Concert de casseroles

 

La nuit de samedi au dimanche 3 décembre, les Honduriens ont manifesté à nouveau leur mécontentement face à la fraude électorale, l’état de siège et la répression en faisant sonner des casseroles. Dans un tel contexte, l’annonce de nouveaux résultats par un Tribunal Électoral soupçonné d’être de mèche avec le gouvernement ne garantit pas le dénouement de cette profonde crise politique et institutionnelle.
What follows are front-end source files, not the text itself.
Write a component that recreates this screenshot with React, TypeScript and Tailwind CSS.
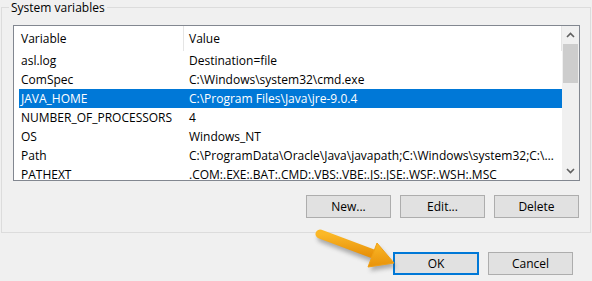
const rows = [
  { name: 'asl.log', value: 'Destination=file' },
  { name: 'ComSpec', value: 'C:\\Windows\\system32\\cmd.exe' },
  { name: 'JAVA_HOME', value: 'C:\\Program Files\\Java\\jre-9.0.4', selected: true },
  { name: 'NUMBER_OF_PROCESSORS', value: '4' },
  { name: 'OS', value: 'Windows_NT' },
  { name: 'Path', value: 'C:\\ProgramData\\Oracle\\Java\\javapath;C:\\Windows\\system32;C:\\Windows;C:\\Windows\\System32\\Wbem' },
  { name: 'PATHEXT', value: '.COM:.EXE:.BAT:.CMD:.VBS:.VBE:.JS:.JSE:.WSF:.WSH:.MSC' },
];

const Button = ({ label, primary }: { label: string; primary?: boolean }) => (
  <button
    className={
      primary
        ? 'w-[86px] h-[23px] bg-[#e1e1e1] border-2 border-[#0078d7] text-[12px] text-black leading-none'
        : 'w-[85px] h-[23px] bg-[#e1e1e1] border border-[#adadad] text-[12px] text-black leading-none'
    }
  >
    {label}
  </button>
);

const Arrow = () => (
  <svg className="absolute left-0 top-0 pointer-events-none" width="592" height="281" viewBox="0 0 592 281">
    <defs>
      <filter id="sh" x="-20%" y="-20%" width="140%" height="160%">
        <feGaussianBlur stdDeviation="2" />
      </filter>
      <linearGradient id="og" x1="0" y1="0" x2="0" y2="1">
        <stop offset="0" stopColor="#fbb827" />
        <stop offset="1" stopColor="#e8920a" />
      </linearGradient>
    </defs>
    <g opacity="0.45" filter="url(#sh)" transform="translate(2 4)">
      <line x1="320" y1="234" x2="375" y2="255" stroke="#555" strokeWidth="9" strokeLinecap="round" />
      <polygon points="394,263 377,243 368,267" fill="#555" />
    </g>
    <line x1="320" y1="234" x2="376" y2="255" stroke="url(#og)" strokeWidth="9" strokeLinecap="round" />
    <polygon points="394,263 377,243 368,267" fill="url(#og)" stroke="#f0a015" strokeWidth="1" strokeLinejoin="round" />
  </svg>
);

export default function App() {
  return (
    <div className="relative w-[592px] h-[281px] bg-[#f0f0f0] overflow-hidden text-black font-['Open_Sans',sans-serif] text-[12px]">
      {/* System variables group */}
      <div className="relative ml-[1px] mt-[7px] w-[590px] h-[226px] border border-[#dcdcdc] pl-[11px] pr-[10px] pt-[17px]">
        <span className="absolute left-[7px] top-[-8px] px-[2px] bg-[#f0f0f0] leading-[16px]">System variables</span>

        <div className="flex h-[156px] border border-[#828790] bg-white">
          <div className="flex-1 flex flex-col pl-[5px] overflow-hidden">
            <div className="flex h-[25px] items-center shrink-0">
              <div className="w-[164px] pl-[2px]">Variable</div>
              <div className="w-px h-full bg-[#e5e5e5]" />
              <div className="flex-1 pl-[5px]">Value</div>
              <div className="w-px h-full bg-[#e5e5e5]" />
            </div>
            {rows.map((r) => (
              <div
                key={r.name}
                className={`flex h-[19px] items-center shrink-0 ${r.selected ? 'bg-[#0078d7] text-white' : ''}`}
              >
                <div className="w-[164px] pl-[2px] whitespace-nowrap">{r.name}</div>
                <div className="flex-1 min-w-0 pl-[6px] pr-[4px] whitespace-nowrap overflow-hidden text-ellipsis">{r.value}</div>
              </div>
            ))}
          </div>
          <div className="w-[17px] flex flex-col bg-[#f0f0f0] shrink-0">
            <div className="h-[18px] flex items-center justify-center">
              <svg width="9" height="6" viewBox="0 0 9 6">
                <path d="M1 5 L4.5 1.5 L8 5" fill="none" stroke="#606060" strokeWidth="1.6" />
              </svg>
            </div>
            <div className="h-[39px] mx-[1px] bg-[#cdcdcd]" />
            <div className="flex-1" />
            <div className="h-[18px] flex items-center justify-center">
              <svg width="9" height="6" viewBox="0 0 9 6">
                <path d="M1 1 L4.5 4.5 L8 1" fill="none" stroke="#606060" strokeWidth="1.6" />
              </svg>
            </div>
          </div>
        </div>

        <div className="flex justify-end gap-[9px] mt-[14px] mr-[1px]">
          <Button label="New..." />
          <Button label="Edit..." />
          <Button label="Delete" />
        </div>
      </div>

      {/* Dialog buttons */}
      <div className="flex justify-end gap-[9px] mt-[19px] mr-[19px]">
        <Button label="OK" primary />
        <Button label="Cancel" />
      </div>

      <Arrow />
    </div>
  );
}
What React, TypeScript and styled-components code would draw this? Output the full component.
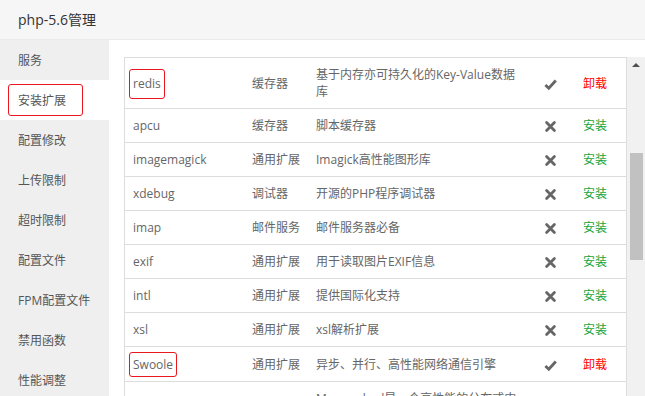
import React from 'react';
import styled, { createGlobalStyle } from 'styled-components';

const GlobalStyle = createGlobalStyle`
  html, body {
    margin: 0;
    padding: 0;
    background: #fff;
  }
  body {
    font-family: 'Open Sans', 'Noto Sans CJK SC', sans-serif;
    font-size: 12px;
  }
`;

interface ExtRow {
  name: string;
  type: string;
  desc: string;
  installed: boolean;
  marked?: boolean;
}

const rows: ExtRow[] = [
  { name: 'redis', type: '缓存器', desc: '基于内存亦可持久化的Key-Value数据库', installed: true, marked: true },
  { name: 'apcu', type: '缓存器', desc: '脚本缓存器', installed: false },
  { name: 'imagemagick', type: '通用扩展', desc: 'Imagick高性能图形库', installed: false },
  { name: 'xdebug', type: '调试器', desc: '开源的PHP程序调试器', installed: false },
  { name: 'imap', type: '邮件服务', desc: '邮件服务器必备', installed: false },
  { name: 'exif', type: '通用扩展', desc: '用于读取图片EXIF信息', installed: false },
  { name: 'intl', type: '通用扩展', desc: '提供国际化支持', installed: false },
  { name: 'xsl', type: '通用扩展', desc: 'xsl解析扩展', installed: false },
  { name: 'Swoole', type: '通用扩展', desc: '异步、并行、高性能网络通信引擎', installed: true, marked: true },
  { name: 'memcached', type: '缓存器', desc: 'Memcached是一个高性能的分布式内存对象缓存系统', installed: false },
];

const menu = ['服务', '安装扩展', '配置修改', '上传限制', '超时限制', '配置文件', 'FPM配置文件', '禁用函数', '性能调整'];

const Page = styled.div`
  height: 100vh;
  overflow: hidden;
  display: flex;
  flex-direction: column;
`;

const TitleBar = styled.div`
  height: 40px;
  box-sizing: border-box;
  padding-left: 18px;
  line-height: 39px;
  font-size: 14px;
  color: #333;
  background: #f6f6f6;
  border-bottom: 1px solid #ebebeb;
  flex-shrink: 0;
`;

const Body = styled.div`
  flex: 1;
  display: flex;
  min-height: 0;
`;

const Sidebar = styled.div`
  width: 109px;
  flex-shrink: 0;
  background: #efefef;
`;

const SideItem = styled.div<{ $active?: boolean }>`
  height: 40px;
  display: flex;
  align-items: center;
  padding-left: 18px;
  color: #555;
  background: ${(p) => (p.$active ? '#fff' : 'transparent')};
`;

// red annotation frame drawn round a label; negative vertical margin keeps row height
const Mark = styled.span<{ $h: number; $padL: number; $padR: number }>`
  display: inline-flex;
  align-items: center;
  box-sizing: border-box;
  height: ${(p) => p.$h}px;
  padding: 0 ${(p) => p.$padR}px 0 ${(p) => p.$padL}px;
  margin: -${(p) => Math.max(0, (p.$h - 17) / 2)}px 0 -${(p) => Math.max(0, (p.$h - 17) / 2)}px -${(p) => p.$padL + 1}px;
  vertical-align: middle;
  border: 1px solid #e8181d;
  border-radius: 3px;
`;

const Content = styled.div`
  flex: 1;
  display: flex;
  padding: 17px 0 0 15px;
  overflow: hidden;
`;

const TableFrame = styled.div`
  width: 503px;
  flex-shrink: 0;
  box-sizing: border-box;
  border: 1px solid #ddd;
  border-bottom: none;
  align-self: flex-start;
`;

const Table = styled.table`
  width: 100%;
  border-collapse: collapse;
  table-layout: fixed;
  color: #666;
`;

const Cell = styled.td<{ $center?: boolean; $padR?: number }>`
  padding: 8px ${(p) => p.$padR ?? 8}px 8px 8px;
  line-height: 17px;
  height: 17px;
  border-bottom: 1px solid #ddd;
  vertical-align: middle;
  text-align: ${(p) => (p.$center ? 'center' : 'left')};
`;

const Action = styled.span<{ $remove?: boolean }>`
  color: ${(p) => (p.$remove ? '#f00' : '#20a53a')};
`;

const StatusIcon = styled.svg`
  width: 13px;
  height: 13px;
  display: inline-block;
  vertical-align: middle;
`;

const ScrollTrack = styled.div`
  flex: 1;
  background: #f1f1f1;
  display: flex;
  flex-direction: column;
  align-items: center;
`;

const ScrollArrow = styled.div`
  margin-top: 6px;
  width: 0;
  height: 0;
  border-left: 4px solid transparent;
  border-right: 4px solid transparent;
  border-bottom: 4px solid #505050;
`;

const ScrollThumb = styled.div`
  margin-top: 86px;
  width: 13px;
  height: 107px;
  background: #c1c1c1;
`;

const Check = () => (
  <StatusIcon viewBox="0 0 13 13">
    <path d="M1.4 7 L4.8 10.2 L11.8 2.6" fill="none" stroke="#666" strokeWidth="2.9" strokeLinejoin="miter" />
  </StatusIcon>
);

const Cross = () => (
  <StatusIcon viewBox="0 0 13 13">
    <path d="M2.6 2.6 L10.4 10.4 M10.4 2.6 L2.6 10.4" fill="none" stroke="#666" strokeWidth="2.8" strokeLinecap="round" />
  </StatusIcon>
);

export default function App() {
  return (
    <Page>
      <GlobalStyle />
      <TitleBar>php-5.6管理</TitleBar>
      <Body>
        <Sidebar>
          {menu.map((m) => (
            <SideItem key={m} $active={m === '安装扩展'}>
              {m === '安装扩展' ? (
                <Mark $h={32} $padL={9} $padR={16}>
                  {m}
                </Mark>
              ) : (
                m
              )}
            </SideItem>
          ))}
        </Sidebar>
        <Content>
          <TableFrame>
            <Table>
              <colgroup>
                <col style={{ width: 119 }} />
                <col style={{ width: 64 }} />
                <col style={{ width: 217 }} />
                <col style={{ width: 50 }} />
                <col style={{ width: 51 }} />
              </colgroup>
              <tbody>
                {rows.map((r) => (
                  <tr key={r.name}>
                    <Cell>
                      {r.marked ? (
                        <Mark $h={r.name === 'redis' ? 30 : 25} $padL={3} $padR={3}>
                          {r.name}
                        </Mark>
                      ) : (
                        r.name
                      )}
                    </Cell>
                    <Cell>{r.type}</Cell>
                    <Cell $padR={4}>{r.desc}</Cell>
                    <Cell $center>{r.installed ? <Check /> : <Cross />}</Cell>
                    <Cell>
                      <Action $remove={r.installed}>{r.installed ? '卸载' : '安装'}</Action>
                    </Cell>
                  </tr>
                ))}
              </tbody>
            </Table>
          </TableFrame>
          <ScrollTrack>
            <ScrollArrow />
            <ScrollThumb />
          </ScrollTrack>
        </Content>
      </Body>
    </Page>
  );
}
Seul le respect des conditions exigées par le principal parti de l’opposition et l’arrêt immédiat de la répression sont de nature à la résoudre.

Face au défi posé par les événements qui se déroulent actuellement dans ce pays, les réactions des organismes internationaux, comme l’OEA (présidé par un Luis Almagro exclusivement obsédé par le Venezuela) et des grands médias sont timides ou inexistantes. Cela prouve bien que les grandes puissances s’accommodent très bien des États défaillants, lorsque ceux-ci répondent à leurs intérêts géopolitiques.

Le peuple hondurien est en train de donner une courageuse leçon d’espoir pour les peuples opprimés du monde entier. Ne le laissons pas tout seul.

 

Note:

1) Les Guaragaos se sont fait connaître pour leur interprétation de la chanson d’Ali Primera « Casas de carton » (maisons en carton) qui dénonce la pauvreté structurelle dans les pays latino-américains.